Apesar das conquistas a nível interno, as megalomanias de Bez não conseguiam, porém, ter o mesmo fim vitorioso na Europa. Já depois da amarga meia-final da TCE com a Juventus de Platini, Boniek, Rossi e Tardelli em 1985, a aventura europeia dos Girondinos conhecia um novo capítulo em Lisboa com um embate frente ao Benfica para a Taça das Taças. Estávamos em Outubro de 1986 e o Estádio da Luz vibrava com a perspectiva de mais uma gloriosa noite europeia. Ou assim pensavam os adeptos.
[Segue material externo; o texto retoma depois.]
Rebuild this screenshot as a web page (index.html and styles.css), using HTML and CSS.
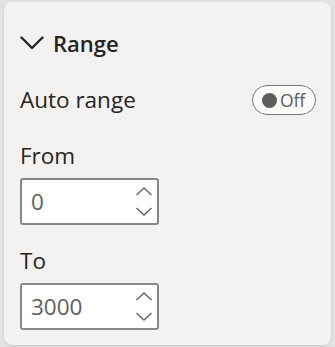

No frio da noite lisboeta, com Tigana a controlar superiormente o miolo, os comandados de Jacquet gelaram ainda mais os benfiquistas que se deslocaram ao estádio quando, logo aos 18 minutos, o mais talentoso dos gémeos Vujovic adiantou os gauleses no marcador ao aproveitar uma falha gritante de Dito para bater Silvino. Merecia melhor sorte o Benfica, mas futebol e justiça nem sempre combinam. A entrada no jogo tinha sido forte e, nos primeiros quinze minutos, pânico constituíra a palavra de ordem na defesa comandada por Battiston. Antes da desfeita de Vujovic, já Diamantino e Águas tinham ameaçado e Álvaro falhado incrivelmente na cara de Dropsy, mas a verdade é que o Benfica só conseguiria chegar ao golo à passagem dos 30 minutos através de Rui Águas. Orfão de ideias e de Manniche para a segunda parte, o chuveirinho encarnado encontrou sempre Specht e Battiston no fim do arco-íris e nem a entrada de Wando desatou o nó. O Bordéus levava um saboroso e importante empate a uma bola para a Gironda.
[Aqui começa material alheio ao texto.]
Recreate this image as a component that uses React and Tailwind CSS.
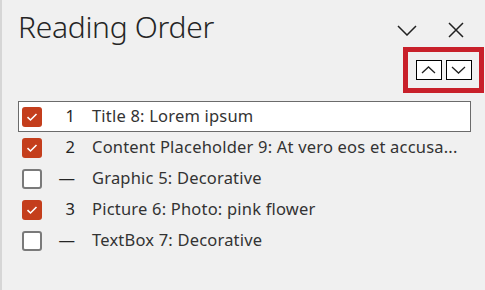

Para o jogo no Parc Lescure, o empate da primeira mão garantia o passaporte gaulês para novas andanças europeias, mas na comitiva benfiquista reinava a esperança. Com o bilhete de ingresso a preço acessível, a lotação previa-se esgotada pela presença de milhares de portugueses nas bancadas a dar apoio ao glorioso emblema da águia. Todo o optimismo foi, porém, em vão. O Benfica repetiu a aposta no jogo directo da primeira partida, mas a equipa, sem o possante Manniche na frente de ataque, nunca conseguiu tirar proveito do estilo de jogo adoptado; Rui Águas era presa fácil para os centrais contrários e as investidas de Diamantino eram impotentes perante a muralha gaulesa. Apesar de tudo, os comandados por John Mortimore até entraram decididos. O tempo ia passando com o jogo tombado na metade do campo atribuída ao Bordéus e o Benfica sentia mesmo que podia ganhar vantagem.
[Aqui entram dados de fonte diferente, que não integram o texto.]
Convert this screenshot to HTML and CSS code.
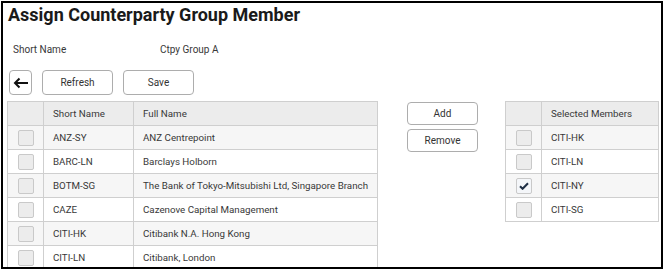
FILE: index.html
```html
<!DOCTYPE html>
<html>
<head>
    <link rel="stylesheet" href="styles.css">
</head>
<body>
    <div class="frame">
        <h1 class="title">Assign Counterparty Group Member</h1>

        <div class="info">
            <span class="info-label">Short Name</span>
            <span class="info-value">Ctpy Group A</span>
        </div>

        <div class="toolbar">
            <button type="button" class="btn btn-back" aria-label="Back">
                <svg width="16" height="12" viewBox="0 0 16 12">
                    <path d="M15 6H2M6.5 1.5L2 6l4.5 4.5" fill="none" stroke="#111" stroke-width="2"/>
                </svg>
            </button>
            <button type="button" class="btn btn-wide">Refresh</button>
            <button type="button" class="btn btn-wide">Save</button>
        </div>

        <div class="content">
            <!-- Available counterparties -->
            <table class="grid grid-main">
                <thead>
                    <tr>
                        <th class="col-check"></th>
                        <th class="col-short">Short Name</th>
                        <th>Full Name</th>
                    </tr>
                </thead>
                <tbody>
                    <tr><td class="col-check"><span class="check"></span></td><td>ANZ-SY</td><td>ANZ Centrepoint</td></tr>
                    <tr><td class="col-check"><span class="check"></span></td><td>BARC-LN</td><td>Barclays Holborn</td></tr>
                    <tr><td class="col-check"><span class="check"></span></td><td>BOTM-SG</td><td>The Bank of Tokyo-Mitsubishi Ltd, Singapore Branch</td></tr>
                    <tr><td class="col-check"><span class="check"></span></td><td>CAZE</td><td>Cazenove Capital Management</td></tr>
                    <tr><td class="col-check"><span class="check"></span></td><td>CITI-HK</td><td>Citibank N.A. Hong Kong</td></tr>
                    <tr><td class="col-check"><span class="check"></span></td><td>CITI-LN</td><td>Citibank, London</td></tr>
                </tbody>
            </table>

            <div class="actions">
                <button type="button" class="btn btn-wide">Add</button>
                <button type="button" class="btn btn-wide">Remove</button>
            </div>

            <!-- Selected members -->
            <table class="grid grid-side">
                <thead>
                    <tr>
                        <th class="col-check"></th>
                        <th>Selected Members</th>
                    </tr>
                </thead>
                <tbody>
                    <tr><td class="col-check"><span class="check"></span></td><td>CITI-HK</td></tr>
                    <tr><td class="col-check"><span class="check"></span></td><td>CITI-LN</td></tr>
                    <tr>
                        <td class="col-check">
                            <span class="check checked">
                                <svg width="10" height="8" viewBox="0 0 10 8">
                                    <path d="M1 4.2l2.6 2.6L9 1.2" fill="none" stroke="#1f2f45" stroke-width="2"/>
                                </svg>
                            </span>
                        </td>
                        <td>CITI-NY</td>
                    </tr>
                    <tr><td class="col-check"><span class="check"></span></td><td>CITI-SG</td></tr>
                </tbody>
            </table>
        </div>
    </div>
</body>
</html>
```

FILE: styles.css
```css
body {
    margin: 0;
    font-family: Roboto, "Liberation Sans", Arial, sans-serif;
    color: #383838;
    background: #fff;
}

.frame {
    margin: 1px;
    width: 658px;
    height: 264px;
    border: 2px solid #000;
    overflow: hidden;
}

.title {
    margin: 0 0 0 5px;
    font-size: 18px;
    line-height: 24px;
    font-weight: 700;
    color: #1a1a1a;
}

.info {
    display: flex;
    margin-top: 15px;
    padding-left: 10px;
    font-size: 10px;
    line-height: 16px;
}

.info-label {
    width: 147px;
}

.toolbar {
    display: flex;
    gap: 10px;
    margin-top: 12px;
    padding-left: 6px;
}

.btn {
    box-sizing: border-box;
    height: 25px;
    padding: 0;
    background: #fff;
    border: 1px solid #adadad;
    border-radius: 4px;
    font-family: inherit;
    font-size: 10px;
    color: #333;
    cursor: pointer;
}

.btn-back {
    width: 23px;
    display: flex;
    align-items: center;
    justify-content: center;
}

.btn-wide {
    width: 71px;
}

.content {
    display: flex;
    align-items: flex-start;
    margin-top: 6px;
    padding-left: 4px;
}

.grid {
    border-collapse: collapse;
    table-layout: fixed;
    font-size: 9.75px;
}

.grid th,
.grid td {
    height: 23px;
    padding: 0 0 0 9px;
    border: 1px solid #cfcfcf;
    text-align: left;
    font-weight: 400;
    white-space: nowrap;
}

.grid th {
    background: #ececec;
}

.grid tbody tr:nth-child(odd) td {
    background: #f6f6f6;
}

.grid .col-check {
    width: 35px;
    padding: 0;
    text-align: center;
}

.grid-main {
    width: 371px;
}

.grid-main .col-short {
    width: 80px;
}

.grid-side {
    width: 154px;
    margin-left: 27px;
}

.actions {
    display: flex;
    flex-direction: column;
    gap: 4px;
    margin-left: 29px;
    padding-top: 1px;
}

.actions .btn {
    height: 23px;
}

.check {
    display: inline-flex;
    align-items: center;
    justify-content: center;
    box-sizing: border-box;
    width: 16px;
    height: 16px;
    vertical-align: middle;
    background: #ececec;
    border: 1px solid #c9c9c9;
    border-radius: 2px;
}

.check.checked {
    background: #f4f6f9;
}
```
Depois tudo se complicou. O golo francês apareceu justamente antes do intervalo e a segunda metade abriu com a expulsão de Álvaro. E já que se fala em golo, refira-se como tudo aconteceu. Veloso apenas conseguia travar Zlatko Vujovic em falta e Vercruysse aproveitou as benesses para ir calibrando a pontaria do seu pé direito. Ao terceiro livre foi mesmo de vez; a bola saiu em arco sobre a barreira e foi anichar-se junto ao poste direito da baliza de Silvino. Estava aberto, soube-se depois, um buraco definitivo no porta-aviões encarnado. O Benfica ainda forçou, podia ter marcado o golo que daria o prolongamento, mas o resultado ficou mesmo como estava: vitória gaulesa no jogo e na eliminatória. Os encarnados caíam com algum estrondo na europa, mas reagrupavam-se para a disputa das provas internas e conseguiriam mesmo a dobradinha no final da época. «A história repete-se, a primeira vez como tragédia, a segunda como farsa», escreveu um dia o jovem Marx; desta vez, não seria tragédia nenhuma se tal acontecesse.